#### [PROBLEM REQUIREMENTS]
Give all the lines below again, exactly, with no pictures.

#### [DATA BLOCK]
-- -- --

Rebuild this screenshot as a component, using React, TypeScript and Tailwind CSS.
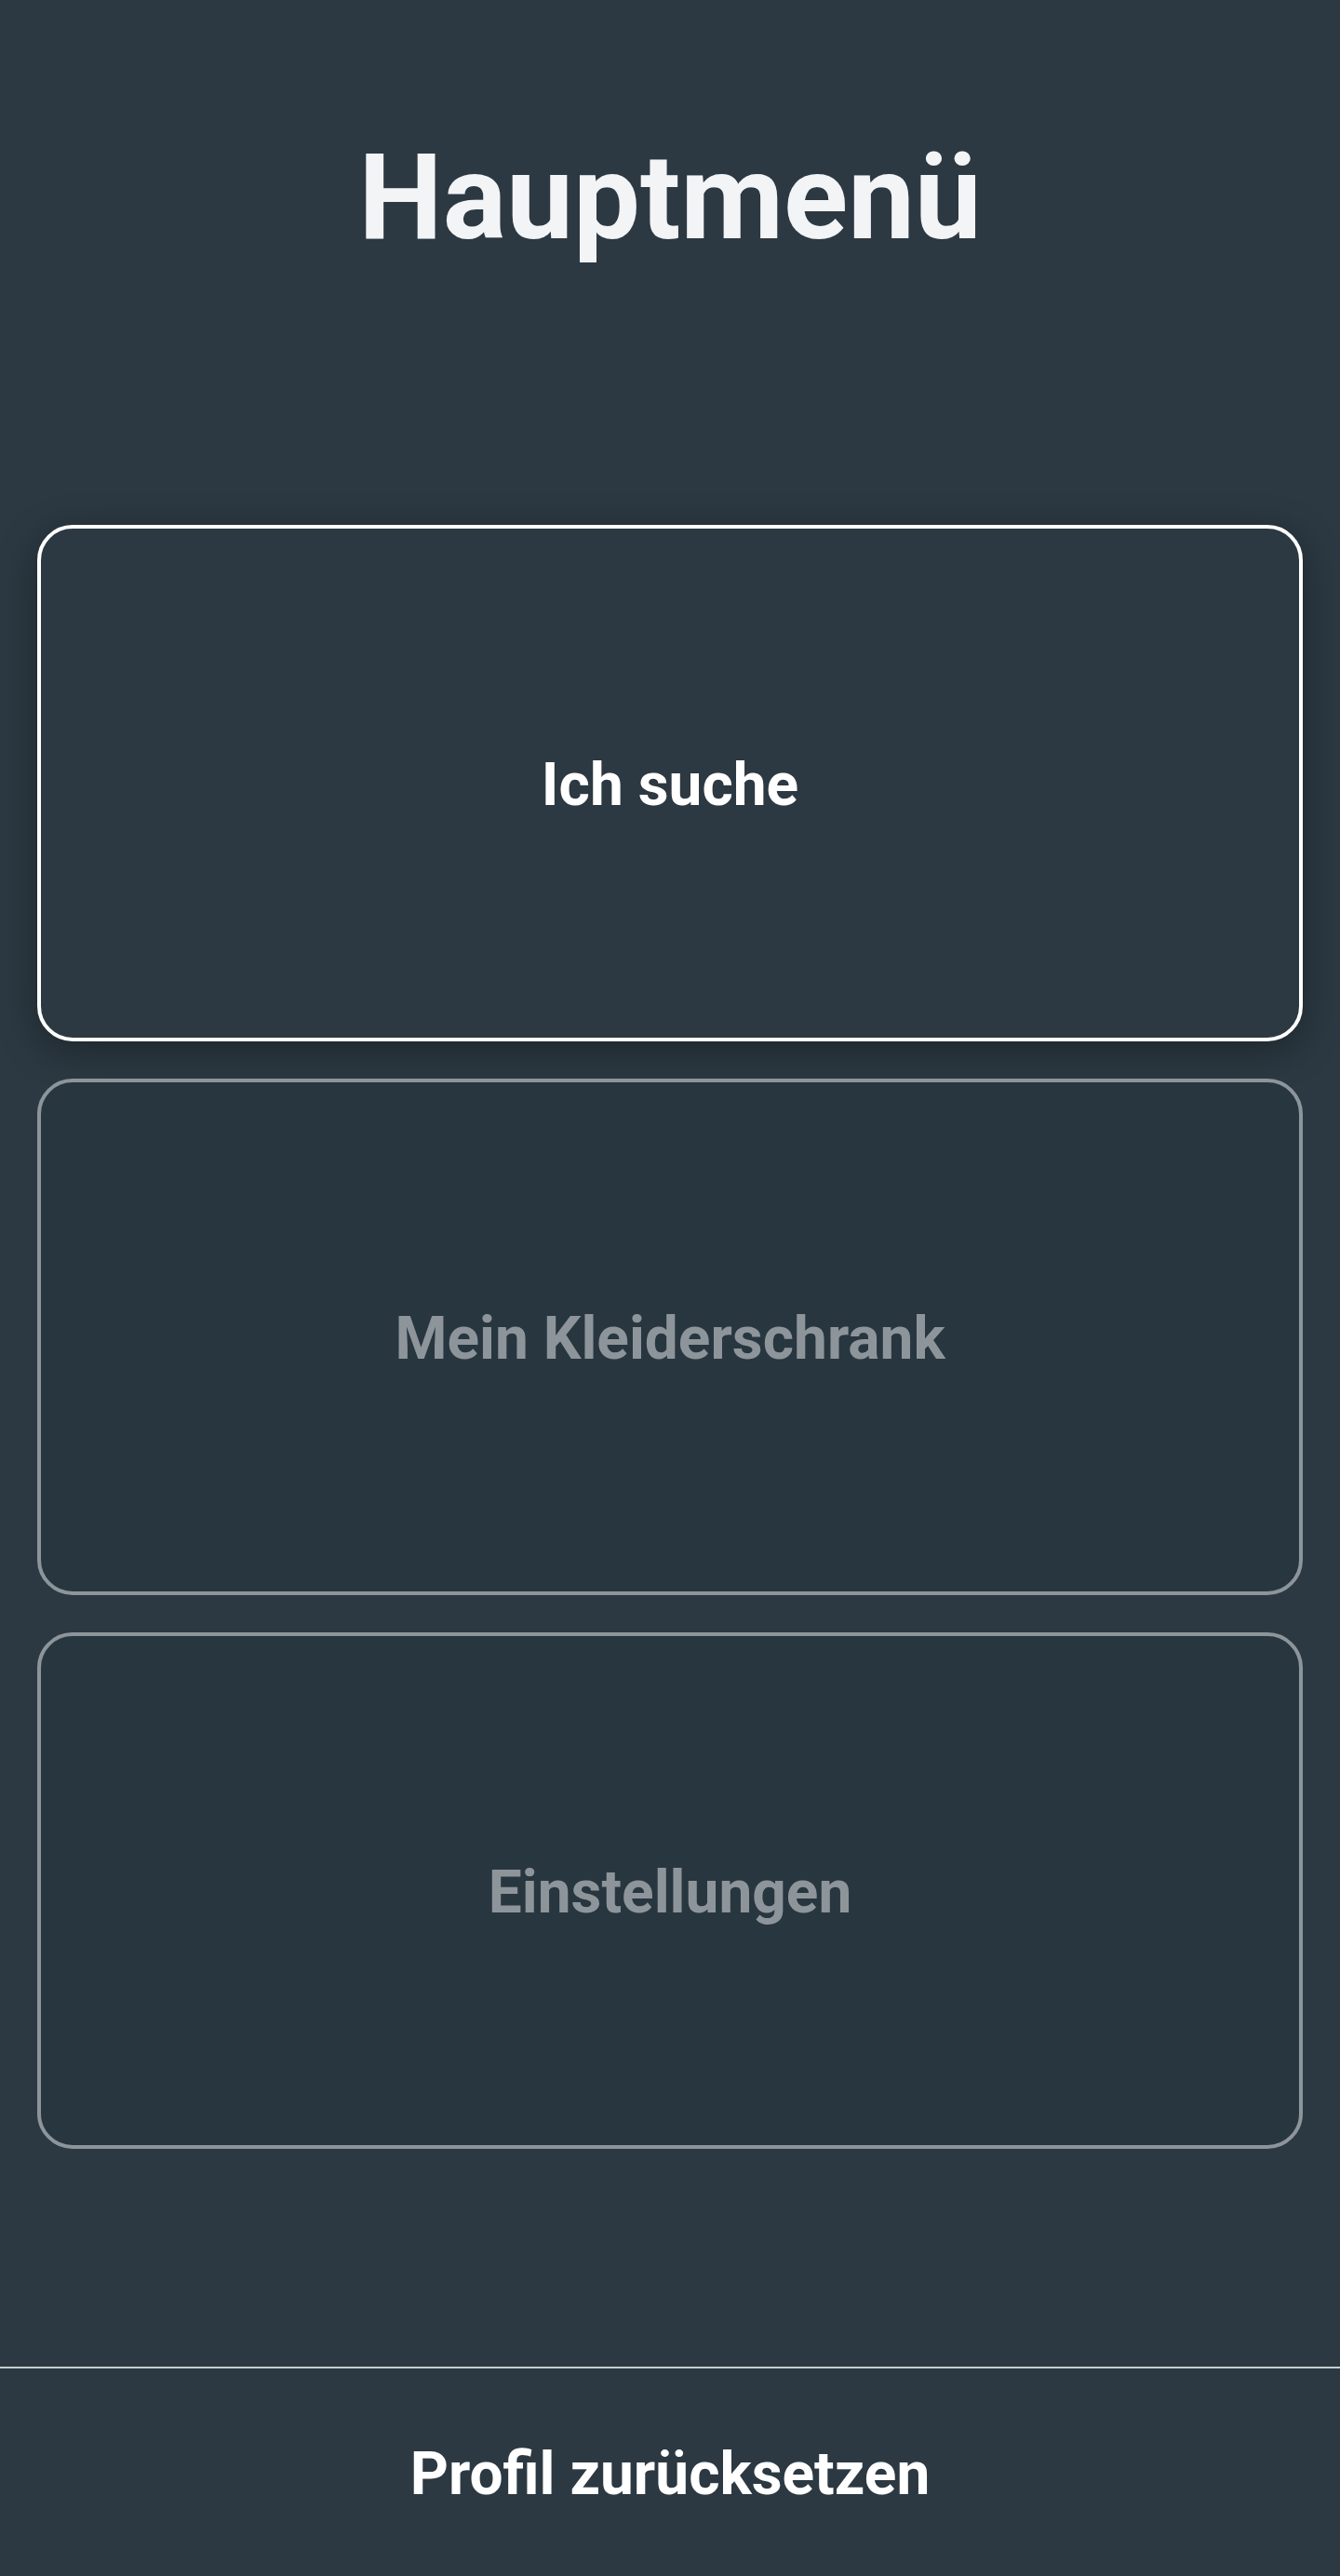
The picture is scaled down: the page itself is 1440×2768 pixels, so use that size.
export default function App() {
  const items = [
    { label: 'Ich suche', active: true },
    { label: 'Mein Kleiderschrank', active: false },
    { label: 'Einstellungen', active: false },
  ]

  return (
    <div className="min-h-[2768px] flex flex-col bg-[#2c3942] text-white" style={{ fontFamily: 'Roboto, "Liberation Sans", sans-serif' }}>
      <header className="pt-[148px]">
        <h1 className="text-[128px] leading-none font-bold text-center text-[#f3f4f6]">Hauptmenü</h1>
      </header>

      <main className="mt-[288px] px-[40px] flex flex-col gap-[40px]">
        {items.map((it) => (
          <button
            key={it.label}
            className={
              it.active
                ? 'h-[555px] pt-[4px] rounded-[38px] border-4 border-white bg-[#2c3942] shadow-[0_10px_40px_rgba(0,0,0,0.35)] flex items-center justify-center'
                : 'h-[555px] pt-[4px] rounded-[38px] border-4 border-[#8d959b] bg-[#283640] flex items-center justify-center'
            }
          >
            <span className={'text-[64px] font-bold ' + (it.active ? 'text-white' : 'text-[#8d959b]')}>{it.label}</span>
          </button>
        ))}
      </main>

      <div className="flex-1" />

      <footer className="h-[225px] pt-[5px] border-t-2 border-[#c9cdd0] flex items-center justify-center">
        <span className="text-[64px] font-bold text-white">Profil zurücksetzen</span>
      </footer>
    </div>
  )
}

-- -- --

#### [SOLUTION BELOW]
Rebuild this screenshot as a component, using React, TypeScript and Tailwind CSS.
The picture is scaled down: the page itself is 1440×2768 pixels, so use that size.
export default function App() {
  const items = [
    { label: 'Ich suche', active: true },
    { label: 'Mein Kleiderschrank', active: false },
    { label: 'Einstellungen', active: false },
  ]

  return (
    <div className="min-h-[2768px] flex flex-col bg-[#2c3942] text-white" style={{ fontFamily: 'Roboto, "Liberation Sans", sans-serif' }}>
      <header className="pt-[148px]">
        <h1 className="text-[128px] leading-none font-bold text-center text-[#f3f4f6]">Hauptmenü</h1>
      </header>

      <main className="mt-[288px] px-[40px] flex flex-col gap-[40px]">
        {items.map((it) => (
          <button
            key={it.label}
            className={
              it.active
                ? 'h-[555px] pt-[4px] rounded-[38px] border-4 border-white bg-[#2c3942] shadow-[0_10px_40px_rgba(0,0,0,0.35)] flex items-center justify-center'
                : 'h-[555px] pt-[4px] rounded-[38px] border-4 border-[#8d959b] bg-[#283640] flex items-center justify-center'
            }
          >
            <span className={'text-[64px] font-bold ' + (it.active ? 'text-white' : 'text-[#8d959b]')}>{it.label}</span>
          </button>
        ))}
      </main>

      <div className="flex-1" />

      <footer className="h-[225px] pt-[5px] border-t-2 border-[#c9cdd0] flex items-center justify-center">
        <span className="text-[64px] font-bold text-white">Profil zurücksetzen</span>
      </footer>
    </div>
  )
}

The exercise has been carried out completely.